VietNamNet Bridge – Just several days ago, when some banks offered the sky high
deposit interest rate of 14 percent per annum, people thought that this would be
the peak. However, they were wrong: interest rates have climbed to 17 and then
18 percent. Meanwhile, the State Bank of Vietnam believes that the current
interest rates are unreasonably high and has requested commercial banks to apply
“reasonable interest rates”.
Following the move, SeABank, which has always been leading in the interest rate war, once again surprised people by offering a higher interest rate of 18 percent for deposits.
However, the new interest rate offered by SeABank would only exist for a short time. Four hours after the new interest rate was announced, the bank had to slash it to 14 percent.
Meanwhile, according to VnExpress, by late afternoon of December 8 Techcombank had not released any announcement about interest rate adjustments, even though the central bank had requested commercial banks to offer “reasonable interest rates”.
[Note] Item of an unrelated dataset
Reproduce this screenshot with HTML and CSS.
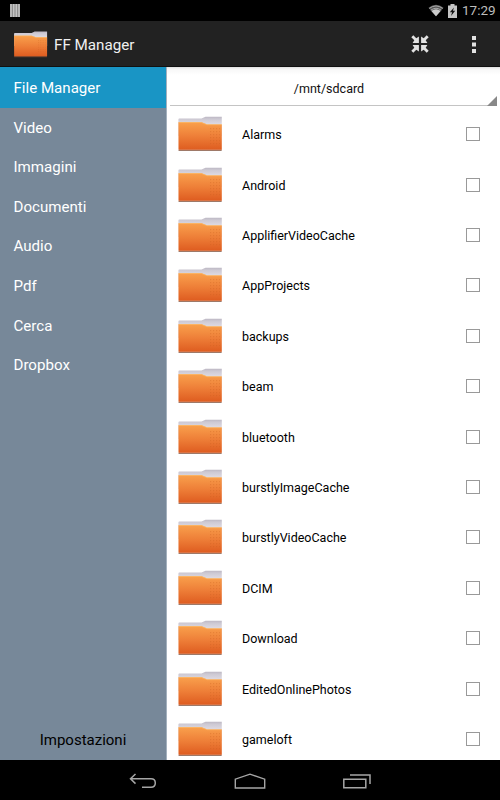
FILE: index.html
```html
<!DOCTYPE html>
<html lang="it">
<head>
<meta charset="utf-8">
<title>FF Manager</title>
<link rel="stylesheet" href="styles.css">
</head>
<body>
<svg class="defs" width="0" height="0">
  <defs>
    <linearGradient id="front" x1="0" y1="0" x2="0" y2="1">
      <stop offset="0" stop-color="#f9a04c"/>
      <stop offset="0.5" stop-color="#ee7f38"/>
      <stop offset="1" stop-color="#de5c20"/>
    </linearGradient>
    <linearGradient id="back" x1="0" y1="0" x2="0" y2="1">
      <stop offset="0" stop-color="#bdb8c4"/>
      <stop offset="0.12" stop-color="#cdc9d3"/>
      <stop offset="0.4" stop-color="#dedae2"/>
    </linearGradient>
    <pattern id="dots" width="3" height="3" patternUnits="userSpaceOnUse">
      <rect width="1.2" height="1.2" fill="#c65a1a" fill-opacity="0.28"/>
    </pattern>
    <symbol id="folder" viewBox="0 0 46 36">
      <rect x="1.4" y="33.4" width="43.4" height="1.5" rx="0.7" fill="#7d4c36" fill-opacity="0.75"/>
      <path d="M1.4 3.6Q1.4 2.6 2.4 2.6H24.5L28.5 0.8H44.8V20H1.4Z" fill="url(#back)"/>
      <path d="M1.4 6.2H24.5L30 8.4H44.8V33.8H1.9Q1.5 33.8 1.5 33Z" fill="url(#front)"/>
      <path d="M1.8 6.5H24.5L30 8.7H44.6" fill="none" stroke="#ffb65c" stroke-width="0.7"/>
      <rect x="33" y="11" width="10" height="18" fill="url(#dots)"/>
    </symbol>
  </defs>
</svg>
<div class="screen">
  <div class="status">
    <svg class="bars" width="10" height="13" viewBox="0 0 10 13"><path d="M0 0H10V13H0Z" fill="#8c8c8c"/><path d="M1 0V13M3.7 0V13M6.3 0V13M9 0V13" stroke="#c4c4c4" stroke-width="1.5"/></svg>
    <svg class="wifi" width="16" height="13" viewBox="0 0 17 13"><path d="M0.5 3.6Q8.5-2.6 16.5 3.6L8.5 12.5Z" fill="#555"/><path d="M3.6 7Q8.5 3.3 13.4 7L8.5 12.5Z" fill="#ccc"/><path d="M1.3 4.3Q8.5-1 15.7 4.3M3 6.2Q8.5 2 14 6.2" fill="none" stroke="#bbb" stroke-width="0.9"/></svg>
    <svg class="battery" width="9" height="14" viewBox="0 0 9 14"><path d="M0 1.4H2.5V0H6.5V1.4H9V14H0Z" fill="#c4c4c4"/><path d="M6 3.4L1.8 8.3H4.1L3 12L7.2 6.8H4.9Z" fill="#111"/></svg>
    <span class="clock">17:29</span>
  </div>
  <header class="bar">
    <svg class="logo" width="35" height="27" viewBox="0 0 46 36" preserveAspectRatio="none"><use href="#folder" width="46" height="36"/></svg>
    <h1>FF Manager</h1>
    <svg class="shrink" width="18" height="18" viewBox="0 0 18 18">
      <defs><path id="arrow" d="M0.3 2.3L2.3 0.3L5.3 3.3L7.9 1.6V7.9H1.6L3.3 5.3Z"/></defs>
      <g fill="#e2e2e2"><use href="#arrow"/><use href="#arrow" transform="rotate(90 9 9)"/><use href="#arrow" transform="rotate(180 9 9)"/><use href="#arrow" transform="rotate(270 9 9)"/></g>
    </svg>
    <svg class="more" width="4" height="17" viewBox="0 0 4 17"><path d="M0 0h4v4H0zM0 6.5h4v4H0zM0 13h4v4H0z" fill="#e2e2e2"/></svg>
  </header>
  <main class="body">
    <nav class="side">
      <a class="item active">File Manager</a>
      <a class="item">Video</a>
      <a class="item">Immagini</a>
      <a class="item">Documenti</a>
      <a class="item">Audio</a>
      <a class="item">Pdf</a>
      <a class="item">Cerca</a>
      <a class="item">Dropbox</a>
      <a class="settings">Impostazioni</a>
    </nav>
    <section class="files">
      <div class="path"><span>/mnt/sdcard</span><svg class="corner" width="10" height="10" viewBox="0 0 10 10"><path d="M10 0V10H0Z" fill="#888"/></svg></div>
      <div class="row"><svg class="folder"><use href="#folder"/></svg><span class="name">Alarms</span><i class="check"></i></div>
      <div class="row"><svg class="folder"><use href="#folder"/></svg><span class="name">Android</span><i class="check"></i></div>
      <div class="row"><svg class="folder"><use href="#folder"/></svg><span class="name">ApplifierVideoCache</span><i class="check"></i></div>
      <div class="row"><svg class="folder"><use href="#folder"/></svg><span class="name">AppProjects</span><i class="check"></i></div>
      <div class="row"><svg class="folder"><use href="#folder"/></svg><span class="name">backups</span><i class="check"></i></div>
      <div class="row"><svg class="folder"><use href="#folder"/></svg><span class="name">beam</span><i class="check"></i></div>
      <div class="row"><svg class="folder"><use href="#folder"/></svg><span class="name">bluetooth</span><i class="check"></i></div>
      <div class="row"><svg class="folder"><use href="#folder"/></svg><span class="name">burstlyImageCache</span><i class="check"></i></div>
      <div class="row"><svg class="folder"><use href="#folder"/></svg><span class="name">burstlyVideoCache</span><i class="check"></i></div>
      <div class="row"><svg class="folder"><use href="#folder"/></svg><span class="name">DCIM</span><i class="check"></i></div>
      <div class="row"><svg class="folder"><use href="#folder"/></svg><span class="name">Download</span><i class="check"></i></div>
      <div class="row"><svg class="folder"><use href="#folder"/></svg><span class="name">EditedOnlinePhotos</span><i class="check"></i></div>
      <div class="row"><svg class="folder"><use href="#folder"/></svg><span class="name">gameloft</span><i class="check"></i></div>
    </section>
  </main>
  <footer class="keys">
    <svg width="28" height="16" viewBox="0 0 28 16"><path d="M6.5 1L1.5 5.8L6.5 10.6M1.5 5.8H22Q26.3 5.8 26.3 10T22 14.2H13" fill="none" stroke="#a6a6a6" stroke-width="1.5"/></svg>
    <svg width="32" height="16" viewBox="0 0 32 16"><path d="M1.3 15V6.2L16 1.2L30.7 6.2V15Z" fill="none" stroke="#a6a6a6" stroke-width="1.4"/></svg>
    <svg width="28" height="16" viewBox="0 0 28 16"><path d="M0.8 6.2H22.8V14.8H0.8Z" fill="none" stroke="#a6a6a6" stroke-width="1.5"/><path d="M7 2H27V11" fill="none" stroke="#a6a6a6" stroke-width="1.5"/></svg>
  </footer>
</div>
</body>
</html>
```
FILE: styles.css
```css
* { box-sizing: border-box; }
body { margin: 0; background: #000; font-family: Roboto, "Liberation Sans", sans-serif; }
.defs { position: absolute; }
.screen { width: 500px; height: 800px; display: flex; flex-direction: column; overflow: hidden; }
.status { height: 21px; flex: none; display: flex; align-items: center; padding: 0 5px 0 10px; background: #000; }
.bars { margin-right: auto; }
.wifi { margin-right: 4px; }
.battery { margin-right: 5px; }
.clock { width: 33px; color: #bdbdbd; font-size: 13.5px; line-height: 21px; white-space: nowrap; }
.bar { height: 46px; flex: none; display: flex; align-items: center; padding: 0 24px 0 13px; background: #222; border-bottom: 1px solid #111; }
.logo { margin: 1px 6px 0 0; }
.bar h1 { margin: 2px auto 0 0; color: #f0f0f0; font-size: 15.2px; font-weight: 400; }
.shrink { margin-right: 43px; }
.more { margin-top: 1px; }
.body { height: 693px; flex: none; display: flex; overflow: hidden; }
.side { width: 167px; flex: none; display: flex; flex-direction: column; background: #778899; border-right: 1px solid #a3b0bd; padding-top: 1px; }
.item { height: 39.6px; flex: none; padding-left: 13.5px; color: #fff; font-size: 15.1px; line-height: 40.8px; }
.active { background: #1995c5; box-shadow: 0 -1px #1995c5; }
.settings { margin-top: auto; height: 40px; line-height: 40px; text-align: center; font-size: 15px; color: #000; }
.files { flex: 1; background: linear-gradient(#dfdfdf 0, #f7f7f7 2px, #fff 8px); }
.path { position: relative; height: 39px; margin: 0 3px 3.6px; padding-right: 9px; border-bottom: 1px solid #c4c4c4; text-align: center; font-size: 12.5px; line-height: 43px; color: #111; }
.corner { position: absolute; right: 0; bottom: -1px; }
.row { height: 50.4px; display: flex; align-items: center; padding: 0 20px 0 10px; }
.folder { width: 46px; height: 36px; margin: 0 19px 1px 0; flex: none; }
.name { font-size: 12.5px; color: #000; margin-right: auto; }
.check { width: 14px; height: 14px; margin-bottom: 1px; border: 1px solid #999; }
.keys { height: 40px; flex: none; display: flex; align-items: center; justify-content: space-between; padding: 2px 129px 0 129px; background: #000; }
```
Commercial banks are angry and criticize Techcombank for triggering a new nd more serious interest rate war.
An official from the State Bank of Vietnam also said: “It is Techcombank which ignited the interest rate war, prompting other commercial banks to raise the deposit interest rates to over 17 percent”.
“Techcombank says it needs to raise deposit interest rates in order to attract more capital. But we are sure that Techcombank does not have any difficulties in capital sources to have to mobilize capital at such high interest rates,” the official continued.
A senior executive of a state-owned bank complained that he has become too busy answering calls from the bank’s branches asking about the interest rate policy. “The branches complained that people are trying to withdraw money from the bank and deposit at other banks to enjoy higher interest rates,” he said. “The branches ask me to raise deposit interest rates in order to retain depositors. I do not have time for meals”.
The branch of a state-owned bank located on Thai Thinh street in Hanoi was very crowded yesterday, but officers were not happy. An officer here said most of the clients came to withdraw money. Especially, a client withdrew five billion dong from the bank branch late yesterday afternoon.
Le Duc Tho, Deputy General Director of Vietinbank, a large state-owned bank, though affirming that the bank’s capital is still profuse, said that if the capital continues flowing out of the bank to other banks, “we will have to take necessary measures to retain clients”.
However, he believes that if banks pay 17 percent or more per annum for deposits, they will not be able to generate profit and will face high risks.
Nguyen Thanh Toai, Deputy General Director of Asia Commercial Bank, also thinks that the move by some banks to raise the deposit interest rate to over 17 percent is a “dangerous move”.
The State Bank of Vietnam has to take actions to intervene in the market. An urgent meeting was gathered in the afternoon of December 8, where the bank asked commercial banks to adjust the interest rates and offer “reasonable interest rates”. The representative from the central bank affirmed that banks have raised deposit interest rates not because of the capital shortage.
As Tet nears, the overly high interest rates applied by banks have pushed many businesses against the wall. Representative from a wooden furniture enterprise in HCM City said that last month, he had to borrow money at 15 percent per annum. Meanwhile, the lending interest rate has jumped to 16-19 percent which has become unbearable.
Dr Tran Hoang Ngan, Deputy President of the HCM City Economics University also believes that the current interest rates are abnormally high. He said reasonable deposit interest rates are 13-14 percent per annum, while reasonable lending interest rates are 16-17 percent.